Provide an exact copy of the data, excluding the images.

[Dataset rows]
+ + + + +

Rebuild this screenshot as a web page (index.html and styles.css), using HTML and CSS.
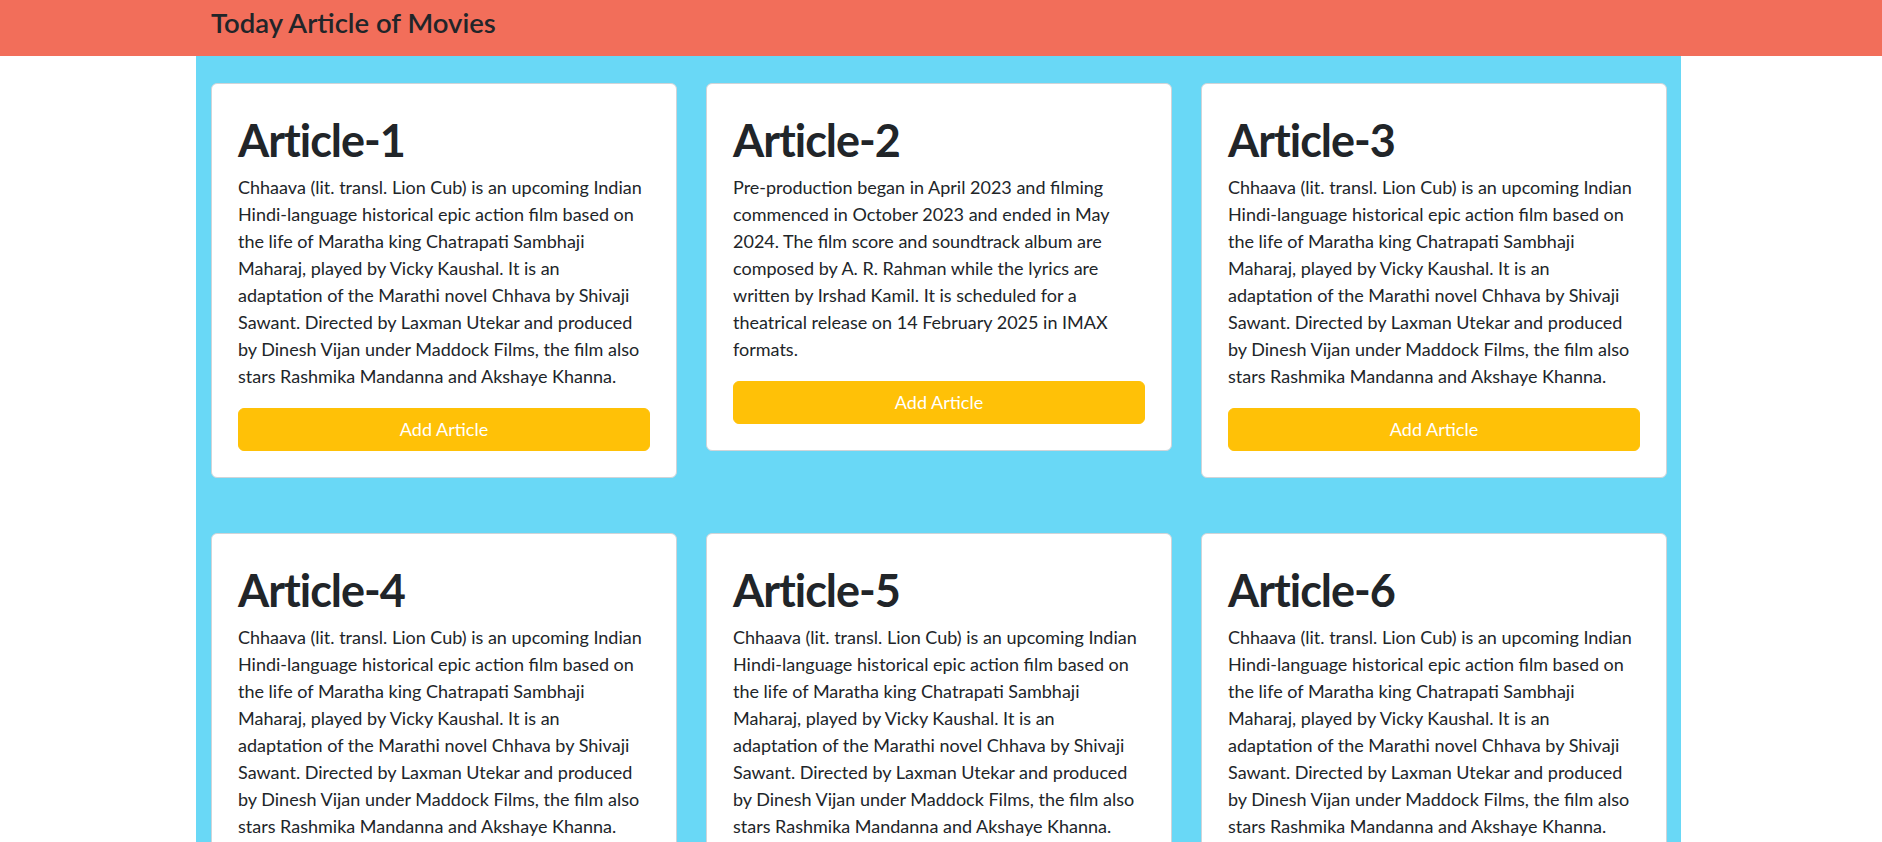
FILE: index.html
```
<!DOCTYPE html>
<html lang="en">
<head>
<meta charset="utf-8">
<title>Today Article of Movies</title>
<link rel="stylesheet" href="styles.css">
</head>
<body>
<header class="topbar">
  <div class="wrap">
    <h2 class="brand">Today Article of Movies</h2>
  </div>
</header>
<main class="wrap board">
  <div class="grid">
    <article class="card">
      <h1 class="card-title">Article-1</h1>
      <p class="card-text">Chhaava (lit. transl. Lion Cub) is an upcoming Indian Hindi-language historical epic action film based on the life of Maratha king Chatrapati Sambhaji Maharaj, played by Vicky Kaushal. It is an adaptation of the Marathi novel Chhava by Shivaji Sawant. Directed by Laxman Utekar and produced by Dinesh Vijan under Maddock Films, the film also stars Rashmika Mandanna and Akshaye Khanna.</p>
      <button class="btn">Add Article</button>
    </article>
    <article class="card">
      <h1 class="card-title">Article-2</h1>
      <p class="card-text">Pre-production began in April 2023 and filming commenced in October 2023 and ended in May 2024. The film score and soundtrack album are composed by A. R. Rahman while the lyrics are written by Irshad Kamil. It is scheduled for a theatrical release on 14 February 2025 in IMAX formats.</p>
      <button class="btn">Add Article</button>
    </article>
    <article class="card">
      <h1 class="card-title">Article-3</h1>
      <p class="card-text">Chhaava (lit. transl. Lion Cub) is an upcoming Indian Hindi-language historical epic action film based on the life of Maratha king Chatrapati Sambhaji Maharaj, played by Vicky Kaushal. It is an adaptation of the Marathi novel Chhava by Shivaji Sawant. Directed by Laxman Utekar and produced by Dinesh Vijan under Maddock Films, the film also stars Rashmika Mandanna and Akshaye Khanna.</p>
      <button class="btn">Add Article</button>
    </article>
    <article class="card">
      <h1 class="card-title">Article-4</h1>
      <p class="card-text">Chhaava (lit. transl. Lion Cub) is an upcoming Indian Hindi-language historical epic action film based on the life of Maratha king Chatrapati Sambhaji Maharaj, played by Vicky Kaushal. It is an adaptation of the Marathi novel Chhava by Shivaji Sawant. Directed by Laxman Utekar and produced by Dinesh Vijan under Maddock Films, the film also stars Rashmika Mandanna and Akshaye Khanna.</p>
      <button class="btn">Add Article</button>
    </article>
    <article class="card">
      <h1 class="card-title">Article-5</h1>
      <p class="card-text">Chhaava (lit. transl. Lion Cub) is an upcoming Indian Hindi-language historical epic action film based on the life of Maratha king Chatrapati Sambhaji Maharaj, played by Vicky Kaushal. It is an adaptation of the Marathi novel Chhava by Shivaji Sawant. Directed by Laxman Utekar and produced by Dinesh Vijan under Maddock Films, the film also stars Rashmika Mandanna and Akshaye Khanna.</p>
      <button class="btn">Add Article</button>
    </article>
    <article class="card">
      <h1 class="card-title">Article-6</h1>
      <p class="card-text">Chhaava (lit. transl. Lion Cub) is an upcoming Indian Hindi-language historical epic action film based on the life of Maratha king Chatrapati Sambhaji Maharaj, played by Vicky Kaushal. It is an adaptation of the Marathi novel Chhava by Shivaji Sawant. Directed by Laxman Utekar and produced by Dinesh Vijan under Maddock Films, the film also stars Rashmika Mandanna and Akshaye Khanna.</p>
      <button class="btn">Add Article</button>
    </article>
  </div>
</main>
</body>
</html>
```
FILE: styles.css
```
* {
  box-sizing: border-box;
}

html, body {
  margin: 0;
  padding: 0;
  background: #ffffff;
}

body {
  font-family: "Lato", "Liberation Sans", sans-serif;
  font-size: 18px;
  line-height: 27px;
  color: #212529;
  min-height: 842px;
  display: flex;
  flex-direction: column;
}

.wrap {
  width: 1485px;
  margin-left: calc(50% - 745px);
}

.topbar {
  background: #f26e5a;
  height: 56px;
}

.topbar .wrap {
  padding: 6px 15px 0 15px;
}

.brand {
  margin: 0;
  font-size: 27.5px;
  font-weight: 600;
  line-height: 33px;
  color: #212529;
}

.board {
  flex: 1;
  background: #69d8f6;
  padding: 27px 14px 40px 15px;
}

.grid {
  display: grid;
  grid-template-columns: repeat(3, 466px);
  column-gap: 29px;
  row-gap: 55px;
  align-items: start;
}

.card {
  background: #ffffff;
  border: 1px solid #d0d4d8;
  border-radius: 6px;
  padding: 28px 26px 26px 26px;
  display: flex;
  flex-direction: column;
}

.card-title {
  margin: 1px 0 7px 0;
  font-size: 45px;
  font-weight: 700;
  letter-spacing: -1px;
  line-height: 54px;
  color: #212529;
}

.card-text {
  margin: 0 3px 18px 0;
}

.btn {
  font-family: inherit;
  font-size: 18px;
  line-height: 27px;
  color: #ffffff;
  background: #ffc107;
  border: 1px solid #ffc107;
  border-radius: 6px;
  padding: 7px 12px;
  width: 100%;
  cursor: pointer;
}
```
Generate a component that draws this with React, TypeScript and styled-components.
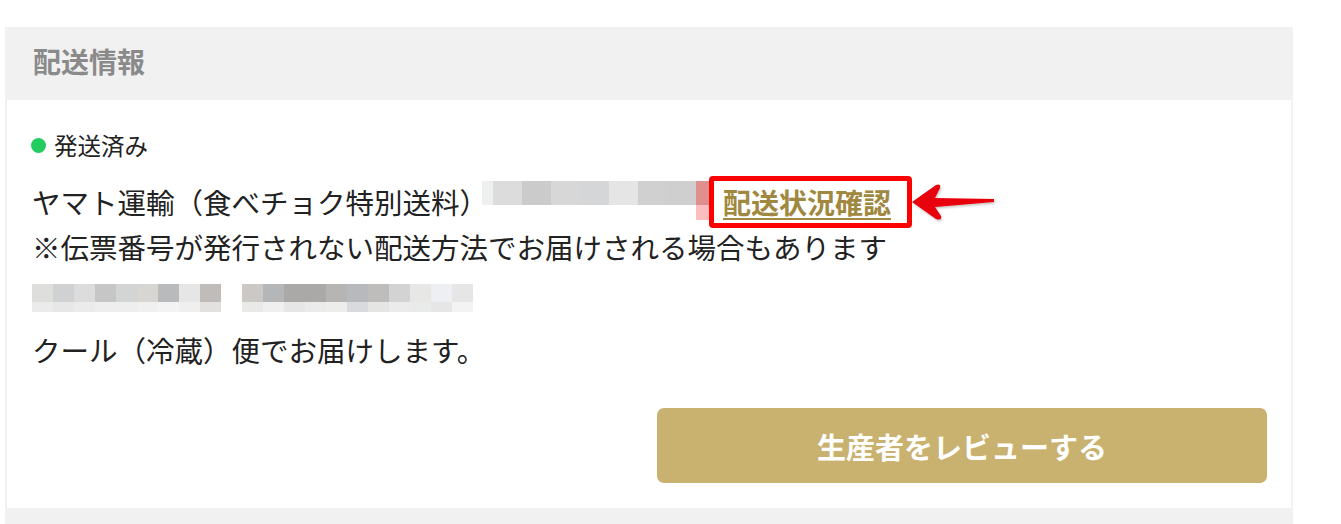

+ + + + +

▸ Final answer:
Rebuild this screenshot as a web page (index.html and styles.css), using HTML and CSS.
FILE: index.html
```
<!DOCTYPE html>
<html lang="en">
<head>
<meta charset="utf-8">
<title>Today Article of Movies</title>
<link rel="stylesheet" href="styles.css">
</head>
<body>
<header class="topbar">
  <div class="wrap">
    <h2 class="brand">Today Article of Movies</h2>
  </div>
</header>
<main class="wrap board">
  <div class="grid">
    <article class="card">
      <h1 class="card-title">Article-1</h1>
      <p class="card-text">Chhaava (lit. transl. Lion Cub) is an upcoming Indian Hindi-language historical epic action film based on the life of Maratha king Chatrapati Sambhaji Maharaj, played by Vicky Kaushal. It is an adaptation of the Marathi novel Chhava by Shivaji Sawant. Directed by Laxman Utekar and produced by Dinesh Vijan under Maddock Films, the film also stars Rashmika Mandanna and Akshaye Khanna.</p>
      <button class="btn">Add Article</button>
    </article>
    <article class="card">
      <h1 class="card-title">Article-2</h1>
      <p class="card-text">Pre-production began in April 2023 and filming commenced in October 2023 and ended in May 2024. The film score and soundtrack album are composed by A. R. Rahman while the lyrics are written by Irshad Kamil. It is scheduled for a theatrical release on 14 February 2025 in IMAX formats.</p>
      <button class="btn">Add Article</button>
    </article>
    <article class="card">
      <h1 class="card-title">Article-3</h1>
      <p class="card-text">Chhaava (lit. transl. Lion Cub) is an upcoming Indian Hindi-language historical epic action film based on the life of Maratha king Chatrapati Sambhaji Maharaj, played by Vicky Kaushal. It is an adaptation of the Marathi novel Chhava by Shivaji Sawant. Directed by Laxman Utekar and produced by Dinesh Vijan under Maddock Films, the film also stars Rashmika Mandanna and Akshaye Khanna.</p>
      <button class="btn">Add Article</button>
    </article>
    <article class="card">
      <h1 class="card-title">Article-4</h1>
      <p class="card-text">Chhaava (lit. transl. Lion Cub) is an upcoming Indian Hindi-language historical epic action film based on the life of Maratha king Chatrapati Sambhaji Maharaj, played by Vicky Kaushal. It is an adaptation of the Marathi novel Chhava by Shivaji Sawant. Directed by Laxman Utekar and produced by Dinesh Vijan under Maddock Films, the film also stars Rashmika Mandanna and Akshaye Khanna.</p>
      <button class="btn">Add Article</button>
    </article>
    <article class="card">
      <h1 class="card-title">Article-5</h1>
      <p class="card-text">Chhaava (lit. transl. Lion Cub) is an upcoming Indian Hindi-language historical epic action film based on the life of Maratha king Chatrapati Sambhaji Maharaj, played by Vicky Kaushal. It is an adaptation of the Marathi novel Chhava by Shivaji Sawant. Directed by Laxman Utekar and produced by Dinesh Vijan under Maddock Films, the film also stars Rashmika Mandanna and Akshaye Khanna.</p>
      <button class="btn">Add Article</button>
    </article>
    <article class="card">
      <h1 class="card-title">Article-6</h1>
      <p class="card-text">Chhaava (lit. transl. Lion Cub) is an upcoming Indian Hindi-language historical epic action film based on the life of Maratha king Chatrapati Sambhaji Maharaj, played by Vicky Kaushal. It is an adaptation of the Marathi novel Chhava by Shivaji Sawant. Directed by Laxman Utekar and produced by Dinesh Vijan under Maddock Films, the film also stars Rashmika Mandanna and Akshaye Khanna.</p>
      <button class="btn">Add Article</button>
    </article>
  </div>
</main>
</body>
</html>
```
FILE: styles.css
```
* {
  box-sizing: border-box;
}

html, body {
  margin: 0;
  padding: 0;
  background: #ffffff;
}

body {
  font-family: "Lato", "Liberation Sans", sans-serif;
  font-size: 18px;
  line-height: 27px;
  color: #212529;
  min-height: 842px;
  display: flex;
  flex-direction: column;
}

.wrap {
  width: 1485px;
  margin-left: calc(50% - 745px);
}

.topbar {
  background: #f26e5a;
  height: 56px;
}

.topbar .wrap {
  padding: 6px 15px 0 15px;
}

.brand {
  margin: 0;
  font-size: 27.5px;
  font-weight: 600;
  line-height: 33px;
  color: #212529;
}

.board {
  flex: 1;
  background: #69d8f6;
  padding: 27px 14px 40px 15px;
}

.grid {
  display: grid;
  grid-template-columns: repeat(3, 466px);
  column-gap: 29px;
  row-gap: 55px;
  align-items: start;
}

.card {
  background: #ffffff;
  border: 1px solid #d0d4d8;
  border-radius: 6px;
  padding: 28px 26px 26px 26px;
  display: flex;
  flex-direction: column;
}

.card-title {
  margin: 1px 0 7px 0;
  font-size: 45px;
  font-weight: 700;
  letter-spacing: -1px;
  line-height: 54px;
  color: #212529;
}

.card-text {
  margin: 0 3px 18px 0;
}

.btn {
  font-family: inherit;
  font-size: 18px;
  line-height: 27px;
  color: #ffffff;
  background: #ffc107;
  border: 1px solid #ffc107;
  border-radius: 6px;
  padding: 7px 12px;
  width: 100%;
  cursor: pointer;
}
```
Generate a component that draws this with React, TypeScript and styled-components.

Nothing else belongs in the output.